We disturb a district court‘s factual determinations only for clear error. United States v. Terry, 915 F.3d 1141, 1144 (7th Cir. 2019). The threshold is high: factual findings are “clearly erroneous only if, after considering all the evidence, we cannot avoid or ignore a definite and firm conviction that a mistake has been made.” United States v. Burnside, 588 F.3d 511, 517 (7th Cir. 2009) (internal citations and quotation marks omitted); see also United States v. Thurman, 889 F.3d 356, 366 (7th Cir. 2018) (noting that we defer to district courts for credibility determinations “because, unlike our review of transcripts, the district court had the opportunity to listen to testimony and observе the demeanor of witnesses at the suppression hearing“) (internal citations and quotation marks omitted).

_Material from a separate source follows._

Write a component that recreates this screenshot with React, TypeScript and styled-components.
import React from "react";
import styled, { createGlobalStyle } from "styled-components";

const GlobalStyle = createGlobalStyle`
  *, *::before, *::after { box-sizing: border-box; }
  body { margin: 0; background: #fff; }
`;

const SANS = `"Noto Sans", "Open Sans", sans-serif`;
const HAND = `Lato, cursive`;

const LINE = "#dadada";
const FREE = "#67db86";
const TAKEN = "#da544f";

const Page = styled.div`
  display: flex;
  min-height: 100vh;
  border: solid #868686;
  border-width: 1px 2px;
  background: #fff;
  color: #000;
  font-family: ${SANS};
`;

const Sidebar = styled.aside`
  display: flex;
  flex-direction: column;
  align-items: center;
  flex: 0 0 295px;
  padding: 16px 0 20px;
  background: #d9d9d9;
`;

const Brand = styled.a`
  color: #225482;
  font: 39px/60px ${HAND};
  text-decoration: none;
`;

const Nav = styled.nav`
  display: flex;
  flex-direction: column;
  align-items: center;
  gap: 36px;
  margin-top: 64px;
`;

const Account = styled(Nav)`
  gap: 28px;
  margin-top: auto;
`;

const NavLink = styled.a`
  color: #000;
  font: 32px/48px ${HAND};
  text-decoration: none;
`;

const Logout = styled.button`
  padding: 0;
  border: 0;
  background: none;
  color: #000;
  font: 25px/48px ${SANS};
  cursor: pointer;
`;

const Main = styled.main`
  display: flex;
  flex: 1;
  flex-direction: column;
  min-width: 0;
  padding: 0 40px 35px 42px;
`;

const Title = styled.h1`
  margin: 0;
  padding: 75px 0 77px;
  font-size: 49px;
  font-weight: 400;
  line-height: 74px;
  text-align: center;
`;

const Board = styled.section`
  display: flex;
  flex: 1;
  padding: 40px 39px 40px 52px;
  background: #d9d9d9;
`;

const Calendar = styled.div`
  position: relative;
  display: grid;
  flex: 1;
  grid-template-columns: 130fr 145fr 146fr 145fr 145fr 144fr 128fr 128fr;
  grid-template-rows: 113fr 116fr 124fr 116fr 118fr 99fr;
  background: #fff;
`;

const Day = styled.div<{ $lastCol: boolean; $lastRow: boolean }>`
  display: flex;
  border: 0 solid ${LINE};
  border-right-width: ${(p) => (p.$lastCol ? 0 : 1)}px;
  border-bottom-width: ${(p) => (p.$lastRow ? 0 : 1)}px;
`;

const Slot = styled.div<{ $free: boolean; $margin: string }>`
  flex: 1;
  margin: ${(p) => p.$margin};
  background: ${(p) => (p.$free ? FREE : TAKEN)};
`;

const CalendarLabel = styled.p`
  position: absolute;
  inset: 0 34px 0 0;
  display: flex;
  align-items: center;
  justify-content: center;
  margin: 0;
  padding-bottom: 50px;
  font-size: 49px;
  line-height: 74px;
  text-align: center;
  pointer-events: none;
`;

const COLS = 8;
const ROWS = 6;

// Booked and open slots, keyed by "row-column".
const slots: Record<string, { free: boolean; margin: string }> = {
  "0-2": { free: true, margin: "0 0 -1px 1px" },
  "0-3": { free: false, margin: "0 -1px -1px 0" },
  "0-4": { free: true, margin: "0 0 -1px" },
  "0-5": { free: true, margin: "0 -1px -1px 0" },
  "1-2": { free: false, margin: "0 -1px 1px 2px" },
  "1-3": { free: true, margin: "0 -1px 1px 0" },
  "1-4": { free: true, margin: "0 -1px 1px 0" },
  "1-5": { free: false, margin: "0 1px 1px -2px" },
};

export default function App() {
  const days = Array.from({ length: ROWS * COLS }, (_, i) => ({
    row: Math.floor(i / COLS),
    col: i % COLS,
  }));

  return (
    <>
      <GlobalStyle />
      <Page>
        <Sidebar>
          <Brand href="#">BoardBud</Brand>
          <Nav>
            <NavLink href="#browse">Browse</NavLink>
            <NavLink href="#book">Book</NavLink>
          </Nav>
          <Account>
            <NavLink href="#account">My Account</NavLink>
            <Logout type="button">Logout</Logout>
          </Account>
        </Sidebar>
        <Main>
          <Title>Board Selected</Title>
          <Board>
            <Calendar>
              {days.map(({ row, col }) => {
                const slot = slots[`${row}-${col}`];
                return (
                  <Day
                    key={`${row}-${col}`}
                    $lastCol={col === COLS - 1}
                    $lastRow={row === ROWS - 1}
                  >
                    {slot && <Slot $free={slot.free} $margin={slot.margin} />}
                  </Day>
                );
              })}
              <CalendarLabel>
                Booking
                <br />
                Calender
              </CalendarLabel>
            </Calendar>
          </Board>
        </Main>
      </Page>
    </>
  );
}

Huskisson‘s protests do not clear that bar. The district court faithfully applied the standards we laid out in Markling and Etchin to determine the government‘s motives in filing the search warrant application. The court carefully weighed the evidence from both sides; when faced with two inconsistent statements from the same witness, the court credited one based on the totality of the evidence. In so doing, the district court concluded that an errant statement by Detective Kinney did not outweigh the other evidence of the government‘s
III. Conclusion
All agree: the DEA entry team entered Huskisson‘s house unlawfully. We do not condone this illegal behavior by law enforcement; the better practice is to obtain a warrant before еntering a home. Ordinarily, the evidence found here would be excluded. But because the government had so much other evidence of probable cause, and had already planned to apply for a warrant before the illegal entry, the evidence is admissible. Though the government should not profit from its bad behavior, neither should it be placed in a worse position than it would otherwise have occupied. See Murray, 487 U.S. at 542. Accordingly, we AFFIRM the district court.